We evaluate the average utility (see (2)) for four policies: optimal, myopic policy that optimizes the immediate cost only, a receding horizon policy (with a horizon of 3) and a decomposition based heuristic. For a description of the last two policies, we refer the reader to [6].

First, we check that the Markov models we fitted are representative of the real traces. For this, for each OD pair, using the transition matrices, we generate a sample path of throughputs on each of the paths. On these sample paths, we apply the three heuristics (but not the optimal) and compute the average utility for each policy. We then apply the policies on the real traces and compute the average utilities. Table 1 shows the percentage relative error between the average utility computed on a sample path and that on the corresponding real trace. The relative error is less than \(2\%\) which indicates a good match. Finally, Table 2 shows the utilities of the four policies for varying monitoring costs. One surprising observation from these examples is that the myopic policy is almost optimal.

Table 1. Percentage relative error between utility computed using Markov model and on real trace.
Table 2. Utilities for different policies as a function of the monitoring cost.

4 Conclusion and Future Work

The results indicate that Markovian models are a good fit for throughput on paths in the Internet.
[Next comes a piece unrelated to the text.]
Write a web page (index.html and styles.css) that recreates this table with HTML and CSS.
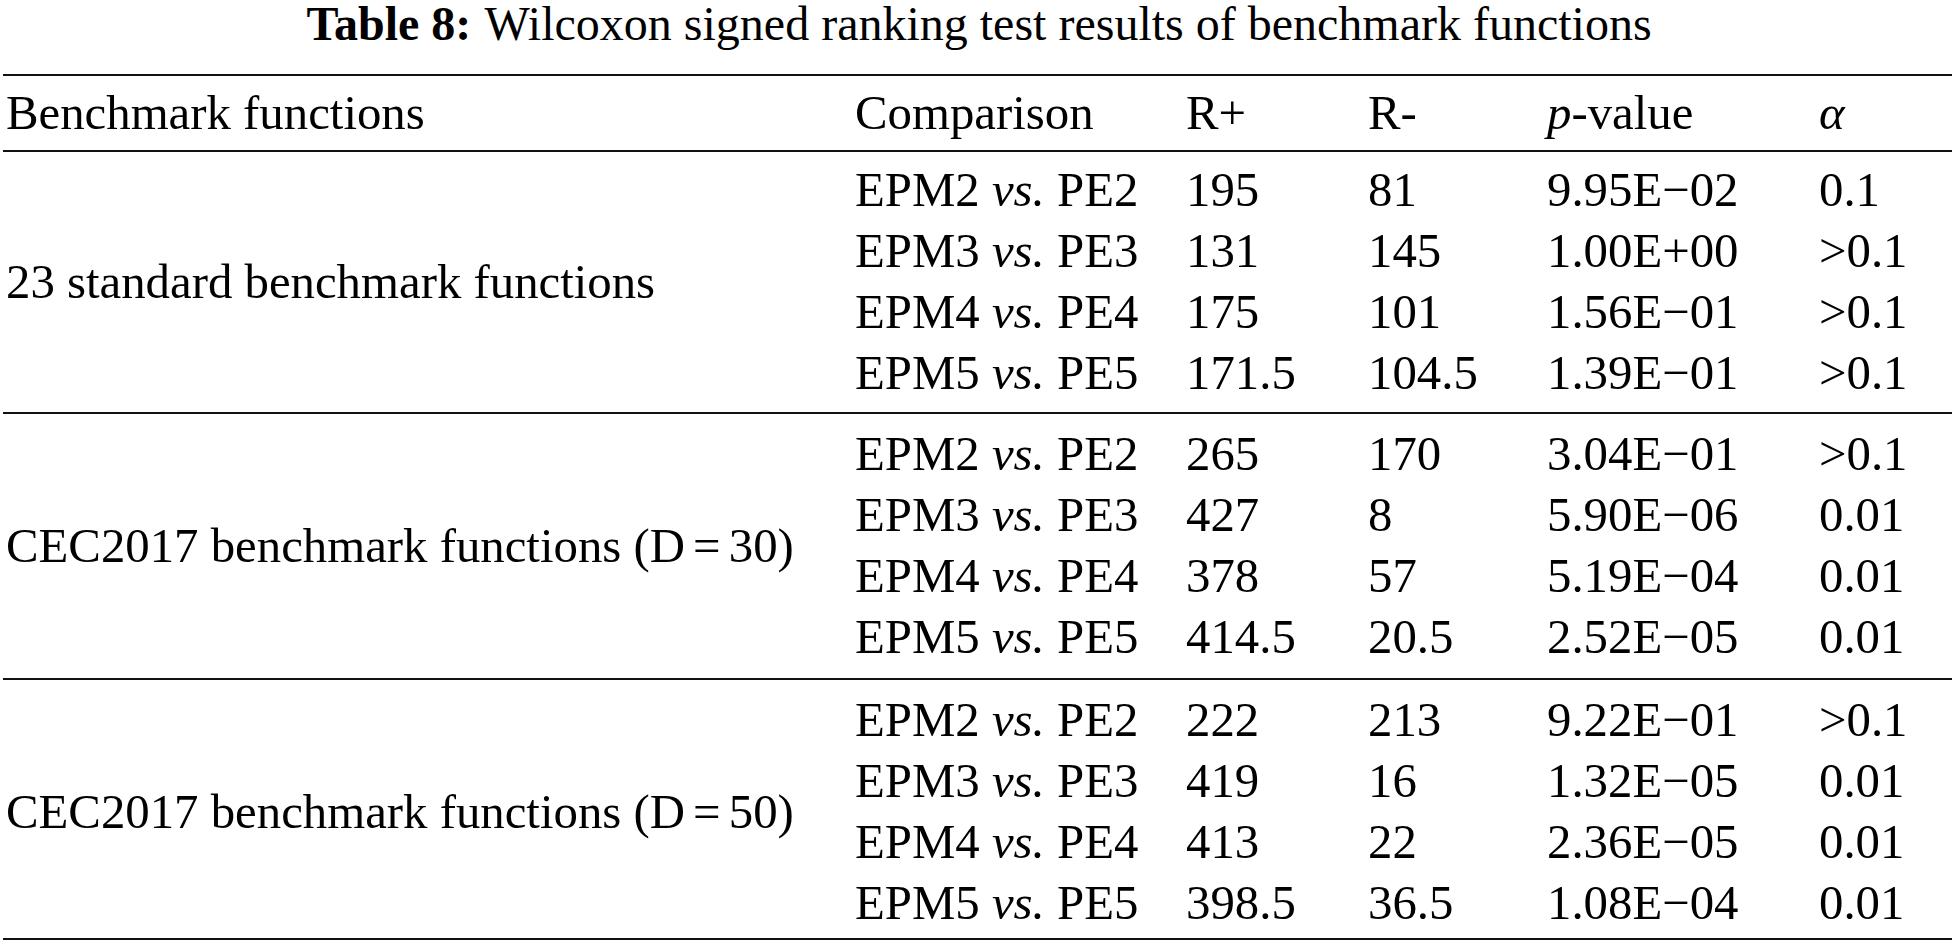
FILE: index.html
```html
<!DOCTYPE html>
<html lang="en">
<head>
<meta charset="utf-8">
<title>Table 8</title>
<link rel="stylesheet" href="styles.css">
</head>
<body>
<div class="page">
  <div class="title"><b>Table 8:</b> Wilcoxon signed ranking test results of benchmark functions</div>
  <table class="results">
    <colgroup>
      <col class="c-bench">
      <col class="c-comp">
      <col class="c-rplus">
      <col class="c-rminus">
      <col class="c-p">
      <col class="c-alpha">
    </colgroup>
    <thead>
      <tr>
        <th>Benchmark functions</th>
        <th>Comparison</th>
        <th>R+</th>
        <th>R-</th>
        <th><i>p</i>-value</th>
        <th><i>α</i></th>
      </tr>
    </thead>
    <tbody class="g1">
      <tr class="first">
        <td rowspan="4" class="group">23 standard benchmark functions</td>
        <td>EPM2 <i>vs.</i> PE2</td><td>195</td><td>81</td><td>9.95E−02</td><td>0.1</td>
      </tr>
      <tr><td>EPM3 <i>vs.</i> PE3</td><td>131</td><td>145</td><td>1.00E+00</td><td>&gt;0.1</td></tr>
      <tr><td>EPM4 <i>vs.</i> PE4</td><td>175</td><td>101</td><td>1.56E−01</td><td>&gt;0.1</td></tr>
      <tr class="last"><td>EPM5 <i>vs.</i> PE5</td><td>171.5</td><td>104.5</td><td>1.39E−01</td><td>&gt;0.1</td></tr>
    </tbody>
    <tbody class="g2">
      <tr class="first">
        <td rowspan="4" class="group">CEC2017 benchmark functions (D&#8198;=&#8198;30)</td>
        <td>EPM2 <i>vs.</i> PE2</td><td>265</td><td>170</td><td>3.04E−01</td><td>&gt;0.1</td>
      </tr>
      <tr><td>EPM3 <i>vs.</i> PE3</td><td>427</td><td>8</td><td>5.90E−06</td><td>0.01</td></tr>
      <tr><td>EPM4 <i>vs.</i> PE4</td><td>378</td><td>57</td><td>5.19E−04</td><td>0.01</td></tr>
      <tr class="last"><td>EPM5 <i>vs.</i> PE5</td><td>414.5</td><td>20.5</td><td>2.52E−05</td><td>0.01</td></tr>
    </tbody>
    <tbody class="g3">
      <tr class="first">
        <td rowspan="4" class="group">CEC2017 benchmark functions (D&#8198;=&#8198;50)</td>
        <td>EPM2 <i>vs.</i> PE2</td><td>222</td><td>213</td><td>9.22E−01</td><td>&gt;0.1</td>
      </tr>
      <tr><td>EPM3 <i>vs.</i> PE3</td><td>419</td><td>16</td><td>1.32E−05</td><td>0.01</td></tr>
      <tr><td>EPM4 <i>vs.</i> PE4</td><td>413</td><td>22</td><td>2.36E−05</td><td>0.01</td></tr>
      <tr class="last"><td>EPM5 <i>vs.</i> PE5</td><td>398.5</td><td>36.5</td><td>1.08E−04</td><td>0.01</td></tr>
    </tbody>
  </table>
</div>
</body>
</html>
```

FILE: styles.css
```css
html, body {
  margin: 0;
  padding: 0;
  background: #ffffff;
}

body {
  font-family: "Liberation Serif", "Times New Roman", serif;
  font-size: 48px;
  color: #000000;
}

.page {
  width: 1958px;
}

.title {
  height: 74px;
  line-height: 48px;
  text-align: center;
  white-space: nowrap;
}

.title b {
  font-weight: bold;
  margin-right: 2px;
}

.results {
  margin-left: 3px;
  width: 1949px;
  table-layout: fixed;
  border-collapse: collapse;
  border-top: 2px solid #111111;
  border-bottom: 2px solid #111111;
  font-size: 48.8px;
}

.c-bench { width: 852px; }
.c-comp { width: 331px; }
.c-rplus { width: 182px; }
.c-rminus { width: 179px; }
.c-p { width: 272px; }
.c-alpha { width: 133px; }

.results th,
.results td {
  padding: 0;
  text-align: left;
  font-weight: normal;
  white-space: nowrap;
  vertical-align: middle;
}

.results th:first-child,
.results td.group {
  padding-left: 3px;
}

.results thead th {
  line-height: 74px;
  border-bottom: 2px solid #111111;
}

.results tbody td {
  line-height: 61px;
}

.results tbody + tbody {
  border-top: 2px solid #111111;
}

/* group 1: 8 + 4×61 + 8 */
.g1 tr.first td { padding-top: 8px; }
.g1 tr.last td,
.g1 td.group { padding-bottom: 8px; }

/* group 2: 10 + 4×61 + 10 */
.g2 tr.first td { padding-top: 10px; }
.g2 tr.last td,
.g2 td.group { padding-bottom: 10px; }

/* group 3: 10 + 4×61 + 4 */
.g3 tr.first td { padding-top: 10px; }
.g3 tr.last td,
.g3 td.group { padding-bottom: 4px; }
```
Further, a myopic policy is nearly optimal for minimizing a linear combination of the throughput and monitoring costs.

As future work, we would first like to understand why the myopic policy works well on these examples. It would be interesting to obtain conditions under which this is true. Next, we would like to generalize these models to multi-agent settings in which each node of the overlay can be seen as an agents. These agents can be either cooperative or be non-cooperative. Another possible improvement of the setting would be to allow the routing decision to influence the future evolution of the bandwidth of the path and to get state information from the current routing decision.